Welcome to the Ides of March

A couple days ago, this type of headline was appearing, “US two-year Treasury yields drop the most since 1987”

This is misleading.

If only they could specify the ‘drop’. Was it the fastest ? The greatest percentage?

My reminder is to not let such media headlines create so much noise that you are derailed from your investment strategy.

Firstly, a few days ago, those yields are only back to where they were on September 21, 2022 (6 months ago).

Secondly, today’s yields are the same as 6 weeks ago (February 3rd,2023).

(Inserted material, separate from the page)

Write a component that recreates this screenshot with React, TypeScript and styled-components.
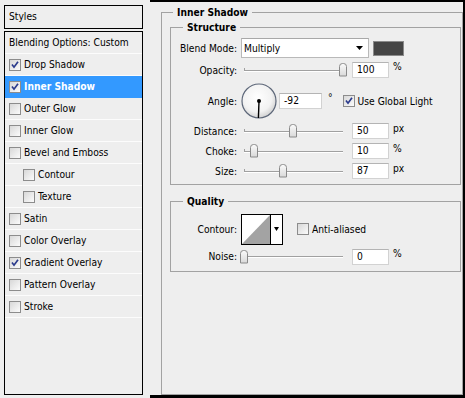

The better headline may have been “bond prices rise as buyers aggressively bid for U.S. Treasuries”.

In fact, more buying of 2 year bonds shouldn’t be surprising, as it would merely send the yield back to its 50 week moving average, which is hardly a stretch considering the preceding parabola.

The greater concern would be for those who shorted 2 year Treasuries at lofty ‘yield’ heights betting the Fed would continue its rate hikes into its 8th, 9th or 10th time.

Even if they did, the probability of a streak continuing diminishes the length that the streak continues. Put another way, if you shorted 2’s at 5.05%, you deserved to get whacked.

It was a time to buy bonds, not short or sell them.

Alas, but that’s what makes a market.